Me disculpen ustedes si no escribo más estos días. Tengo, más que las manos, la cabeza en demasiadas cosas: el frío, la evaluación inminente, nervios literarios, una traducción que no termino nunca. Después de tres semanas de ir dando tumbos de un aeropuerto a una estación, y de ver el mundo con otros ojos que pronto volverán a ser los ojos acostumbrados a las luces y penumbras de cada tarde, le quedan a uno pocas fuerzas para una reflexión aguda, para un retruécano ingenioso. Llevo un libro a la mitad: hasta entonces no sé si podré comentarlo. No voy al cine, y estos días (quizá hasta King Kong) me va a ser imposible; acumulo tebeos sin leer, y a poco que los hojeo me vence la desgana de iniciar la lectura; ayer empezó una buena serie de televisión (Angeles en América), pero insisto en que si hablo de ella será cuando tenga más materia que irles comentando.

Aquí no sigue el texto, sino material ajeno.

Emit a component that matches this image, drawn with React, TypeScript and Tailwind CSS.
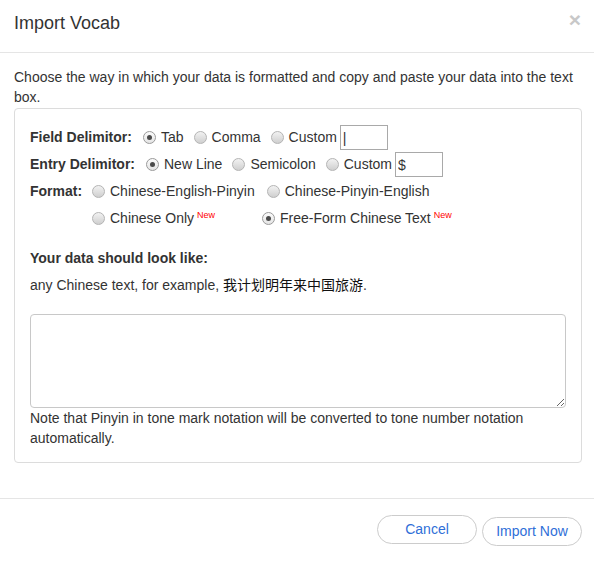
import React from "react";

function Radio({ checked }: { checked?: boolean }) {
  return (
    <span
      className={
        "inline-flex h-[13px] w-[13px] shrink-0 items-center justify-center rounded-full border " +
        (checked
          ? "border-[#9a9a9a] bg-[linear-gradient(#fbfbfb,#e4e4e4)]"
          : "border-[#b4b4b4] bg-[linear-gradient(#f2f2f2,#cfcfcf)]")
      }
    >
      {checked && <span className="h-[5px] w-[5px] rounded-full bg-[#4a4a4a]" />}
    </span>
  );
}

function Option({
  label,
  checked,
  isNew,
  className = "",
}: {
  label: string;
  checked?: boolean;
  isNew?: boolean;
  className?: string;
}) {
  return (
    <label className={"flex items-center " + className}>
      <Radio checked={checked} />
      <span className="ml-[5px]">{label}</span>
      {isNew && (
        <span className="ml-[3px] self-start mt-[3px] text-[9px] leading-none text-[#ff0000]">New</span>
      )}
    </label>
  );
}

export default function App() {
  return (
    <div className="min-h-screen w-full bg-white text-[14px] text-[#333] font-['Liberation_Sans',Arial,sans-serif]">
      {/* header */}
      <div className="flex items-start justify-between border-b border-[#e5e5e5] pl-[14px] pr-[13px] pt-[10px] pb-[16px]">
        <h4 className="text-[18px] leading-[26px]">Import Vocab</h4>
        <button className="mt-[-3px] text-[21px] font-bold leading-[26px] text-[#c8c8c8]">×</button>
      </div>

      {/* body */}
      <div className="pl-[14px] pr-[12px] pt-[14px] pb-[15px]">
        <p className="leading-[20px]">
          Choose the way in which your data is formatted and copy and paste your data into the text box.
        </p>
        <div className="mt-px mb-[20px] rounded-[4px] border border-[#dcdcdc] px-[15px] pt-[15px] pb-[14px]">
          <div className="flex h-[27px] items-center">
            <b className="w-[113px]">Field Delimitor:</b>
            <Option label="Tab" checked />
            <Option label="Comma" className="ml-[10px]" />
            <Option label="Custom" className="ml-[10px]" />
            <input
              defaultValue="|"
              className="ml-[3px] h-[25px] w-[48px] border border-[#a9a9a9] px-[2px] text-[14px] outline-none"
            />
          </div>
          <div className="flex h-[27px] items-center">
            <b className="w-[116px]">Entry Delimitor:</b>
            <Option label="New Line" checked />
            <Option label="Semicolon" className="ml-[10px]" />
            <Option label="Custom" className="ml-[10px]" />
            <input
              defaultValue="$"
              className="ml-[3px] h-[25px] w-[48px] border border-[#a9a9a9] px-[2px] text-[14px] outline-none"
            />
          </div>
          <div className="flex h-[27px] items-center">
            <b className="w-[62px]">Format:</b>
            <Option label="Chinese-English-Pinyin" />
            <Option label="Chinese-Pinyin-English" className="ml-[12px]" />
          </div>
          <div className="flex h-[27px] items-center pl-[62px]">
            <Option label="Chinese Only" isNew />
            <Option label="Free-Form Chinese Text" checked isNew className="ml-[47px]" />
          </div>

          <p className="mt-[16px] font-bold leading-[20px]">Your data should look like:</p>
          <p className="mt-[6px] leading-[20px]">
            any Chinese text, for example,{" "}
            <span className="font-['Noto_Sans_CJK_SC',sans-serif] text-[#111]">我计划明年来中国旅游</span>.
          </p>

          <textarea className="mt-[19px] block h-[94px] w-full rounded-[4px] border border-[#c8c8c8] p-[6px] outline-none" />
          <p className="leading-[20px]">
            Note that Pinyin in tone mark notation will be converted to tone number notation automatically.
          </p>
        </div>
      </div>

      {/* footer */}
      <div className="flex items-start justify-end gap-[5px] border-t border-[#e5e5e5] pr-[12px] pt-[16px] pb-[15px]">
        <button className="h-[29px] w-[100px] rounded-full border border-[#cccccc] bg-white text-[14px] text-[#2f6fd8]">
          Cancel
        </button>
        <button className="mt-[2px] h-[29px] w-[100px] rounded-full border border-[#cccccc] bg-white text-[14px] text-[#2f6fd8]">
          Import Now
        </button>
      </div>
    </div>
  );
}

El frío de este otoño que creíamos que no existía me sube por los calcetines de lana. Escucho música y la apago en un momento. Me molesta y no saben cuánto no tener mañana, ni el miércoles, el hueco del puente.
509 páginas de libro traducido. Me quedan ciento ochenta todavía, más correcciones. No acabo nunca.
Me disculpen ustedes, me pueden a la vez el deber y la pereza.